Среди четырех братьев, остававшихся в живых к середине 1230-х годов (трое других, Филипп, Жан и Филипп Дагоберт, умерли от болезней в 1232–1234 годах), Людовик, судя по всему, играл роль primus inter pares[42]. Он был королем, но был и братом, а поскольку все они рано лишились отца, то, видимо, он как старший считал своим долгом брать на себя роль воспитателя. Об одном из характерных эпизодов рассказывает автор агиографического жизнеописания Людовика Святого — Гийом де Сен-Патю. Дело происходит не ранее 1234 года (поскольку остальные братья, кроме Роберта, Альфонса и Карла, не упоминаются — видимо, они к тому времени уже умерли) на строительстве Ройомонского монастыря под Парижем: «И когда монахи вышли, по обычаю цистерцианского ордена, после третьего канонического часа на работу и стали носить камни и раствор туда, где воздвигалась стена, то блаженный король взял носилки, груженные камнями, и понес их; он шел впереди, а один монах нес их сзади; так святой король поступал в то время еще не раз»{62}. Остальных трех братьев (Карл в это время еще мал, ему семь или восемь лет) тоже привлекли к работе. Но они отлынивали: «Когда его братьям хотелось поболтать, покричать или поиграть, святой король говорил им: “Монахи здесь не шумят, и нам нельзя шуметь”. А когда братья святого короля слишком нагрузили носилки и хотели на полпути передохнуть, он сказал им: “Монахи не отдыхают, и вам не следует отдыхать”. Так святой король воспитывал своих близких в духе благочестия»{63}.

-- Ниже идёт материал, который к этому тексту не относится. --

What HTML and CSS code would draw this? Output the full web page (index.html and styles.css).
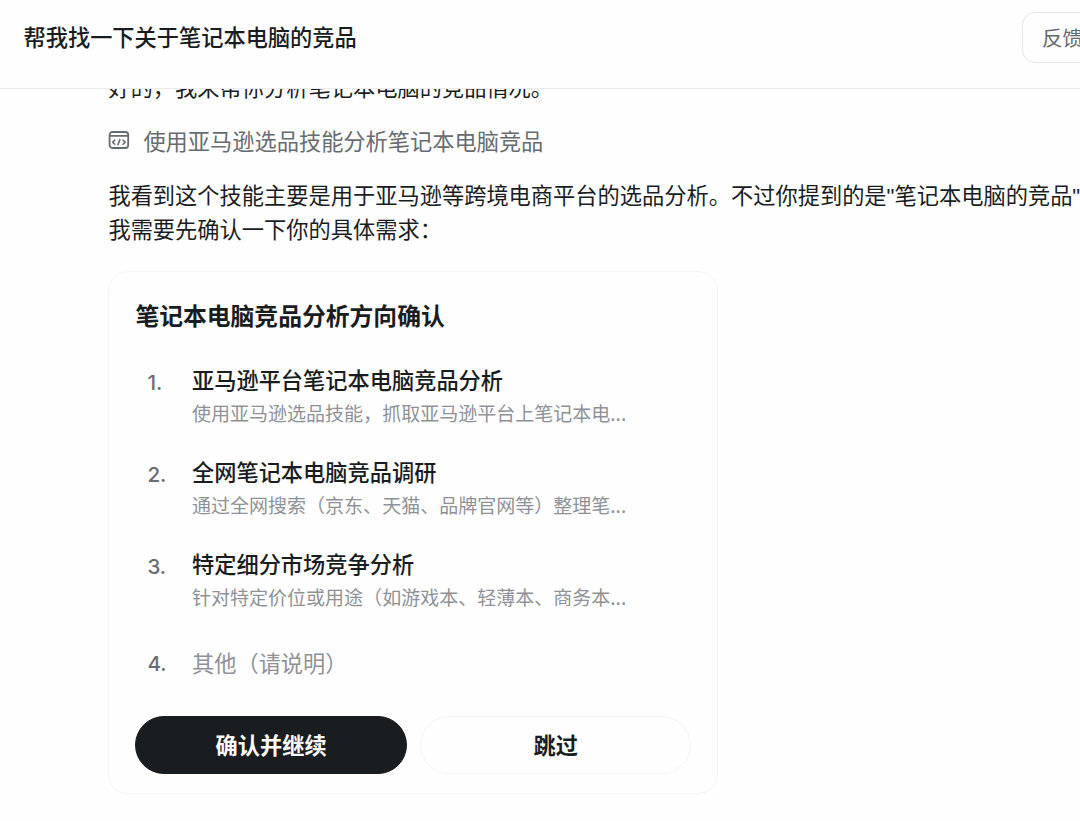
FILE: index.html
```html
<!DOCTYPE html>
<html lang="zh-CN">
<head>
    <meta charset="UTF-8">
    <meta name="viewport" content="width=device-width, initial-scale=1.0">
    <title>帮我找一下关于笔记本电脑的竞品</title>
    <link rel="stylesheet" href="styles.css">
</head>
<body>
    <header class="topbar">
        <h1 class="topbar-title">帮我找一下关于笔记本电脑的竞品</h1>
        <button type="button" class="feedback">反馈</button>
    </header>

    <main class="chat">
        <p class="message first">好的，我来帮你分析笔记本电脑的竞品情况。</p>

        <div class="skill">
            <svg class="skill-icon" width="22" height="20" viewBox="0 0 22 20" fill="none" stroke="currentColor" stroke-width="1.8" stroke-linecap="round" stroke-linejoin="round">
                <rect x="1.6" y="2" width="18.6" height="16" rx="2.8"/>
                <path d="M1.6 5.8h18.6"/>
                <path stroke-width="1.6" d="M6.8 10L4.7 12.1l2.1 2.1M15 10l2.1 2.1-2.1 2.1M11.9 9.7l-1.9 4.9"/>
            </svg>
            <span>使用亚马逊选品技能分析笔记本电脑竞品</span>
        </div>

        <p class="message">我看到这个技能主要是用于亚马逊等跨境电商平台的选品分析。不过你提到的是"笔记本电脑的竞品"<br>我需要先确认一下你的具体需求：</p>

        <section class="card">
            <h2 class="card-title">笔记本电脑竞品分析方向确认</h2>
            <div class="options">
                <div class="option">
                    <span class="num">1.</span>
                    <div class="option-text">
                        <div class="option-title">亚马逊平台笔记本电脑竞品分析</div>
                        <div class="option-desc">使用亚马逊选品技能，抓取亚马逊平台上笔记本电...</div>
                    </div>
                </div>
                <div class="option">
                    <span class="num">2.</span>
                    <div class="option-text">
                        <div class="option-title">全网笔记本电脑竞品调研</div>
                        <div class="option-desc">通过全网搜索（京东、天猫、品牌官网等）整理笔...</div>
                    </div>
                </div>
                <div class="option">
                    <span class="num">3.</span>
                    <div class="option-text">
                        <div class="option-title">特定细分市场竞争分析</div>
                        <div class="option-desc">针对特定价位或用途（如游戏本、轻薄本、商务本...</div>
                    </div>
                </div>
                <div class="option other">
                    <span class="num">4.</span>
                    <div class="option-other">其他（请说明）</div>
                </div>
            </div>
            <div class="actions">
                <button type="button" class="btn btn-primary">确认并继续</button>
                <button type="button" class="btn">跳过</button>
            </div>
        </section>
    </main>
</body>
</html>
```
FILE: styles.css
```css
* {
    box-sizing: border-box;
}
body {
    margin: 0;
    height: 821px;
    overflow: hidden;
    background: #fefefe;
    color: #1a1d1f;
    font-family: "Liberation Sans", "Noto Sans CJK SC", sans-serif;
    font-size: 22.22px;
    display: flex;
    flex-direction: column;
}
h1, h2, p {
    margin: 0;
}
button {
    font-family: "Noto Sans CJK SC", sans-serif;
    cursor: pointer;
}
.topbar {
    flex: none;
    height: 89px;
    padding: 12px 0 0 23.5px;
    border-bottom: 1px solid #ebebec;
    display: flex;
    align-items: flex-start;
    justify-content: space-between;
    overflow: hidden;
}
.topbar-title {
    font-family: "Noto Sans CJK SC", sans-serif;
    font-size: 22.22px;
    font-weight: 500;
    line-height: 49px;
    white-space: nowrap;
}
.feedback {
    flex: none;
    width: 82px;
    height: 51px;
    margin-right: -24px;
    padding: 0 1px 2px 0;
    border: 1px solid #e6e6e7;
    border-radius: 13px;
    background: #fefefe;
    color: #66696d;
    font-size: 20.6px;
}
.chat {
    flex: 1;
    min-height: 0;
    padding-left: 108.4px;
    overflow: hidden;
}
.message {
    font-size: 22.24px;
    line-height: 34px;
    white-space: nowrap;
}
.message.first {
    margin-top: -17px;
}
.skill {
    display: flex;
    align-items: center;
    gap: 13px;
    height: 34px;
    margin: 17px 0 23px;
    color: #676c71;
}
.card {
    width: 610px;
    height: 523px;
    margin-top: 23px;
    padding: 26px;
    border: 1px solid #f5f5f6;
    border-radius: 20px;
}
.card-title {
    font-family: "Noto Sans CJK SC", sans-serif;
    font-size: 23.8px;
    font-weight: 700;
    line-height: 34px;
}
.options {
    margin-top: 29px;
    font-family: "Noto Sans CJK SC", sans-serif;
}
.option {
    display: flex;
    height: 92px;
    padding-left: 12px;
}
.num {
    width: 44.6px;
    color: #686d72;
    font-family: Inter, sans-serif;
    font-size: 20.6px;
    font-weight: 500;
    line-height: 44px;
}
.option-title {
    font-weight: 500;
    line-height: 36px;
}
.option-desc {
    color: #8e9297;
    font-size: 19.03px;
    line-height: 31px;
}
.option.other {
    height: 79px;
    padding-top: 5px;
}
.option-other {
    color: #8e9297;
    line-height: 40px;
}
.actions {
    display: flex;
    gap: 13px;
}
.btn {
    flex: 1;
    height: 58px;
    padding: 0 0 2px;
    border: 1px solid #f5f5f6;
    border-radius: 29px;
    background: transparent;
    color: #1a1d1f;
    font-size: 22.22px;
    font-weight: 700;
}
.btn-primary {
    border-color: #1a1d1f;
    background: #1a1d1f;
    color: #fefefe;
}
```
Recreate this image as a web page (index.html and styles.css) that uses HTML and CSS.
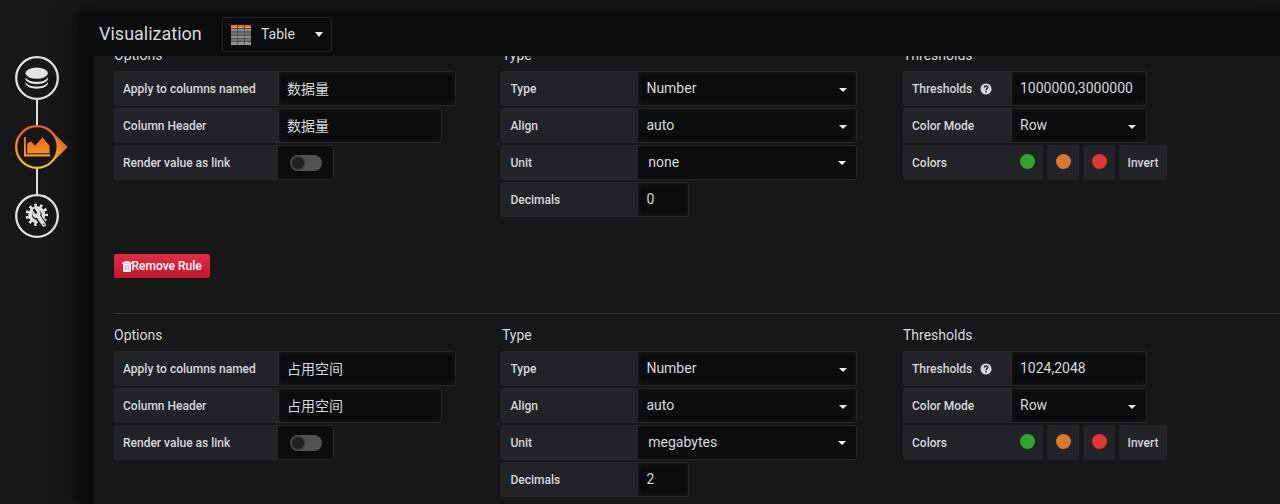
FILE: index.html
```
<!DOCTYPE html>
<html lang="en">
<head>
<meta charset="utf-8">
<title>Visualization</title>
<link rel="stylesheet" href="styles.css">
</head>
<body>
<div class="editor">
  <nav class="sidebar">
    <svg class="tab" viewBox="0 0 54 44">
      <circle cx="22" cy="22" r="20.8" class="ring"/>
      <g fill="#e3e3e3">
        <ellipse cx="21.7" cy="17.2" rx="11.2" ry="5.6"/>
        <path d="M10.5 21.3c1.4 3.2 6.2 4.5 11.2 4.5s9.800-1.300 11.200-4.500v2.300c-1.400 3.200-6.200 4.600-11.200 4.600s-9.800-1.400-11.200-4.600z"/>
        <path d="M10.500 26c1.400 3.200 6.200 4.500 11.200 4.500s9.800-1.300 11.200-4.500v2.100c-1.400 3.200-6.200 4.600-11.200 4.600s-9.800-1.400-11.200-4.600z"/>
      </g>
    </svg>
    <span class="link"></span>
    <svg class="tab" viewBox="0 0 54 44">
      <defs>
        <linearGradient id="flame" gradientUnits="userSpaceOnUse" x1="0" y1="0" x2="0" y2="44">
          <stop offset="0" stop-color="#f05a28"/><stop offset="1" stop-color="#fbca0a"/>
        </linearGradient>
        <linearGradient id="flame-icon" gradientUnits="userSpaceOnUse" x1="0" y1="8" x2="0" y2="38">
          <stop offset="0" stop-color="#f05a28"/><stop offset="1" stop-color="#fbab18"/>
        </linearGradient>
      </defs>
      <path d="M35 4.500L52.700 22 35 39.500A22 22 0 0 0 35 4.500z" fill="url(#flame-icon)"/>
      <circle cx="22" cy="22" r="20.800" fill="#161719" stroke="url(#flame)" stroke-width="2.300"/>
      <path d="M9 12h2v17.300h24.200v2.200H9z" fill="url(#flame-icon)"/>
      <path d="M12.200 28.200V18.500l3.600-2.300 4.100 4.600 7.700-8.600 4.200 5.300 2.700 3.300v7.400z" fill="url(#flame-icon)"/>
    </svg>
    <span class="link"></span>
    <svg class="tab" viewBox="0 0 54 44">
      <circle cx="22" cy="22" r="20.800" class="ring"/>
      <circle cx="21.800" cy="20.800" r="9.600" fill="none" stroke="#e3e3e3" stroke-width="3.200" stroke-dasharray="2.600 2.883" stroke-dashoffset="1.300"/>
      <circle cx="21.800" cy="20.800" r="6.700" fill="none" stroke="#e3e3e3" stroke-width="3.600"/>
      <path d="M23.500 23.500l5.800 8" stroke="#161719" stroke-width="6.400" stroke-linecap="round"/>
      <path d="M22.300 20.800l6.600 9.900" stroke="#e3e3e3" stroke-width="3.900" stroke-linecap="round"/>
      <circle cx="21.400" cy="19.800" r="4.200" fill="#e3e3e3"/>
      <path d="M18.600 15l2.700 4.500" stroke="#161719" stroke-width="2.400"/>
      <circle cx="28.700" cy="30.300" r=".8" fill="#161719"/>
    </svg>
  </nav>
  <main class="pane">
    <header class="toolbar">
      <span class="title">Visualization</span>
      <div class="picker">
        <svg class="table-icon" viewBox="0 0 20 20">
          <path fill="#484848" d="M0 3h20v17H0z"/>
          <path fill="#f05a28" d="M0 0h6.300v2H0zM7 0h6.300v2H7zM14 0h6v2h-6z"/>
          <path fill="#f9a11b" d="M0 1.500h6.300V3H0zM7 1.500h6.300V3H7zM14 1.500h6V3h-6z"/>
          <path fill="#929292" d="M0 4h6.300v2.300H0zM7 4h6.300v2.300H7zM14 4h6v2.300h-6zM0 10.700h6.300V13H0zM7 10.700h6.300V13H7zM14 10.700h6V13h-6zM0 17h6.300v3H0zM7 17h6.300v3H7zM14 17h6v3h-6z"/>
          <path fill="#737373" d="M0 7.200h6.300v2.600H0zM7 7.200h6.300v2.600H7zM14 7.200h6v2.600h-6zM0 13.800h6.300v2.400H0zM7 13.800h6.300v2.400H7zM14 13.800h6v2.400h-6z"/>
        </svg>
        <span class="picker-name">Table</span>
        <i class="caret wide"></i>
      </div>
    </header>
    <div class="content">
      <section class="rule">
        <div class="group options">
          <h5>Options</h5>
          <div class="row"><label>Apply to columns named</label><div class="field cjk w-177">数据量</div></div>
          <div class="row"><label>Column Header</label><div class="field cjk w-163">数据量</div></div>
          <div class="row"><label class="short">Render value as link</label><div class="switch"><span class="track"><i class="knob"></i></span></div></div>
        </div>
        <div class="group type">
          <h5>Type</h5>
          <div class="row"><label>Type</label><div class="field w-219">Number<i class="caret"></i></div></div>
          <div class="row"><label>Align</label><div class="field w-219">auto<i class="caret"></i></div></div>
          <div class="row"><label>Unit</label><div class="field unit w-219">none<i class="caret"></i></div></div>
          <div class="row"><label>Decimals</label><div class="field w-51">0</div></div>
        </div>
        <div class="group thresholds">
          <h5>Thresholds</h5>
          <div class="row"><label>Thresholds<svg class="help" viewBox="0 0 12 12"><circle cx="6" cy="6" r="5.500" fill="#d8d9da"/><path d="M4.200 4.600C4.400 2.400 7.900 2.500 7.700 4.700 7.600 5.700 6.100 5.700 6.100 7" fill="none" stroke="#212124" stroke-width="1.500"/><path d="M5.300 7.800h1.500v1.400H5.300z" fill="#212124"/></svg></label><div class="field w-135">1000000,3000000</div></div>
          <div class="row"><label>Color Mode</label><div class="field w-135">Row<i class="caret"></i></div></div>
          <div class="row"><label>Colors</label><span class="swatch first"><i class="dot green"></i></span><span class="swatch"><i class="dot orange"></i></span><span class="swatch"><i class="dot red"></i></span><span class="invert">Invert</span></div>
        </div>
      </section>
      <button class="remove"><svg class="trash" viewBox="0 0 10 11"><path fill="#fff" d="M3 0h4l.6 1.200H10v1.500H0V1.200h2.400zM1 3h8v7l-1 1H2l-1-1z"/><path d="M3.300 4.200v5M5 4.200v5M6.700 4.200v5" stroke="#e58a94" stroke-width=".8"/></svg>Remove Rule</button>
      <hr>
      <section class="rule">
        <div class="group options">
          <h5>Options</h5>
          <div class="row"><label>Apply to columns named</label><div class="field cjk w-177">占用空间</div></div>
          <div class="row"><label>Column Header</label><div class="field cjk w-163">占用空间</div></div>
          <div class="row"><label class="short">Render value as link</label><div class="switch"><span class="track"><i class="knob"></i></span></div></div>
        </div>
        <div class="group type">
          <h5>Type</h5>
          <div class="row"><label>Type</label><div class="field w-219">Number<i class="caret"></i></div></div>
          <div class="row"><label>Align</label><div class="field w-219">auto<i class="caret"></i></div></div>
          <div class="row"><label>Unit</label><div class="field unit w-219">megabytes<i class="caret"></i></div></div>
          <div class="row"><label>Decimals</label><div class="field w-51">2</div></div>
        </div>
        <div class="group thresholds">
          <h5>Thresholds</h5>
          <div class="row"><label>Thresholds<svg class="help" viewBox="0 0 12 12"><circle cx="6" cy="6" r="5.500" fill="#d8d9da"/><path d="M4.200 4.600C4.400 2.400 7.900 2.500 7.700 4.700 7.600 5.700 6.100 5.700 6.100 7" fill="none" stroke="#212124" stroke-width="1.500"/><path d="M5.300 7.800h1.500v1.400H5.300z" fill="#212124"/></svg></label><div class="field w-135">1024,2048</div></div>
          <div class="row"><label>Color Mode</label><div class="field w-135">Row<i class="caret"></i></div></div>
          <div class="row"><label>Colors</label><span class="swatch first"><i class="dot green"></i></span><span class="swatch"><i class="dot orange"></i></span><span class="swatch"><i class="dot red"></i></span><span class="invert">Invert</span></div>
        </div>
      </section>
    </div>
  </main>
</div>
</body>
</html>
```
FILE: styles.css
```
* { box-sizing: border-box; }
body {
  margin: 0;
  height: 504px;
  overflow: hidden;
  background: #161719;
  color: #d8d9da;
  font: 14px/20px Roboto, "Noto Sans CJK SC", sans-serif;
}
.editor { display: flex; height: 504px; padding-top: 12px; }
.sidebar {
  flex: none;
  width: 79px;
  padding: 44px 0 0 15px;
  display: flex;
  flex-direction: column;
}
.tab { display: block; width: 54px; height: 44px; flex: none; }
.ring { fill: #161719; stroke: #e3e3e3; stroke-width: 2.3; }
.link { width: 2px; height: 25px; margin-left: 21px; background: #e3e3e3; flex: none; }
.pane {
  flex: 1;
  min-width: 0;
  display: flex;
  flex-direction: column;
  background: #0b0c0e;
  box-shadow: 0 0 20px #060607;
}
.toolbar { flex: none; display: flex; height: 44px; padding: 5px 0 0 20px; }
.title { width: 123px; font-size: 18px; line-height: 33px; }
.picker {
  display: flex;
  align-items: center;
  width: 110px;
  height: 35px;
  padding: 0 8px;
  border: 1px solid #262628;
  border-radius: 2px;
}
.table-icon { width: 20px; height: 20px; margin-right: 10px; }
.picker-name { flex: 1; padding-bottom: 2px; }
.content {
  flex: 1;
  min-height: 0;
  margin-left: 15px;
  padding-left: 20px;
  overflow: hidden;
  background: #161719;
}
.rule { display: flex; height: 163px; }
.content > .rule:first-child { margin-top: -11px; height: 172px; }
.group { flex: none; }
.options { width: 387px; }
.type { width: 402px; }
h5 { margin: 0 0 6px; font-size: 14px; font-weight: 400; line-height: 20px; }
.type h5 { padding-left: 1px; }
.row { display: flex; height: 35px; margin-bottom: 2px; }
label {
  display: flex;
  align-items: center;
  padding: 0 8px;
  background: #212327;
  border: 1px solid #242629;
  border-radius: 2px 0 0 2px;
  font-size: 12px;
  font-weight: 500;
}
.options label { width: 165px; }
.options .short { width: 164px; }
.type label { width: 137px; padding-left: 8.4px; }
.thresholds label { width: 109px; }
.help { width: 12px; height: 12px; margin-left: 7.5px; }
.field {
  display: flex;
  justify-content: space-between;
  align-items: center;
  padding: 0 9px 2px 8px;
  background: #0b0c0e;
  border: 1px solid #262628;
  border-left: 0;
  border-radius: 0 3px 3px 0;
  box-shadow: inset 0 0 5px #17181a;
}
.type .field { padding-left: 8.4px; }
.cjk { padding-bottom: 0; }
.type .unit { padding-left: 10.3px; padding-right: 10px; box-shadow: none; }
.w-177 { width: 177px; }
.w-163 { width: 163px; }
.w-219 { width: 219px; }
.w-51 { width: 51px; }
.w-135 { width: 135px; }
.thresholds .caret { margin-right: 1px; }
.caret {
  width: 0;
  margin-top: 5px;
  border: 4px solid transparent;
  border-top-color: #e9edf2;
  border-bottom: 0;
}
.unit .caret { margin-top: 3px; border-top-color: #fff; }
.caret.wide { margin-top: 0; border-width: 5px 4.5px 0; }
.switch {
  display: flex;
  align-items: center;
  justify-content: center;
  width: 56px;
  background: #0b0c0e;
  border: 1px solid #262628;
  border-left: 0;
  border-radius: 0 3px 3px 0;
}
.track { display: flex; align-items: center; width: 32px; height: 16px; padding-left: 2px; border-radius: 8px; background: #525252; overflow: hidden; }
.knob { width: 12px; height: 12px; border-radius: 6px; background: #212124; box-shadow: 0 0 3px #1a1a1a; }
.swatch, .invert {
  display: flex;
  align-items: center;
  justify-content: center;
  width: 32px;
  margin-right: 4px;
  padding-bottom: 2px;
  background: #212327;
  border-radius: 2px 0 0 2px;
}
.swatch.first { width: 31px; }
.dot { width: 15px; height: 15px; border-radius: 50%; }
.green { background: #32a52e; }
.orange { background: #d9792a; }
.red { background: #e23536; }
.invert { width: 48px; padding: 0; margin: 0; font-size: 12px; font-weight: 500; }
.remove {
  display: flex;
  align-items: center;
  width: 96px;
  height: 24px;
  margin: 37px 0 35px;
  padding: 0 7.5px;
  border: 0;
  border-radius: 2px;
  background: linear-gradient(#e02f44, #c4162a);
  color: #fff;
  font: 500 12px/20px Roboto, sans-serif;
  white-space: nowrap;
}
.trash { width: 10px; height: 11px; flex: none; }
hr { height: 1px; margin: 0 0 11px; border: 0; background: #343436; }
```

Безусловно, Гийом де Сен-Патю создает образ идеального монарха и идеального христианина. Но описанный им эпизод вполне укладывается как в рамки характера Людовика IX, так и в представления о том, каким могло быть воспитание сыновей Бланки Кастильской — исходя из их последующих поступков и образа жизни. Все трое младших братьев короля выросли людьми благочестивыми, при этом не чуждыми ни гордости, ни честолюбия, ни упорства, которые дополнялись, однако, стремлением к справедливости. Так, Карл, уже будучи королем, «настаивал на тщательном установлении фактов перед принятием любых юридических решений, рассматривал жалобы — даже поданные на его родных и ближайших сотрудников, и старался соблюдать закон даже по отношению к своим врагам»{64}. (Иное дело, что интерпретация закона могла иногда вызывать обоснованные сомнения, как мы увидим, в частности, в деле Конрадина и Фридриха Баденского.) Братья обладали разными характерами и темпераментом: Роберт и Карл, судя по всему, были живыми, непослушными и несколько безрассудными, Альфонс — более спокойным, методичным и рассудительным. Возможно, поэтому именно с ним Карла всю жизнь связывали наиболее близкие отношения — братья дополняли друг друга. Но, как бы то ни было, король Франции и трое его братьев совершенно явственно несли на себе отпечаток общего воспитания и заложенных этим воспитанием принципов — случай не столь уж частый в королевских фамилиях, где между старшими и младшими членами семьи нередко зияла глубокая пропасть.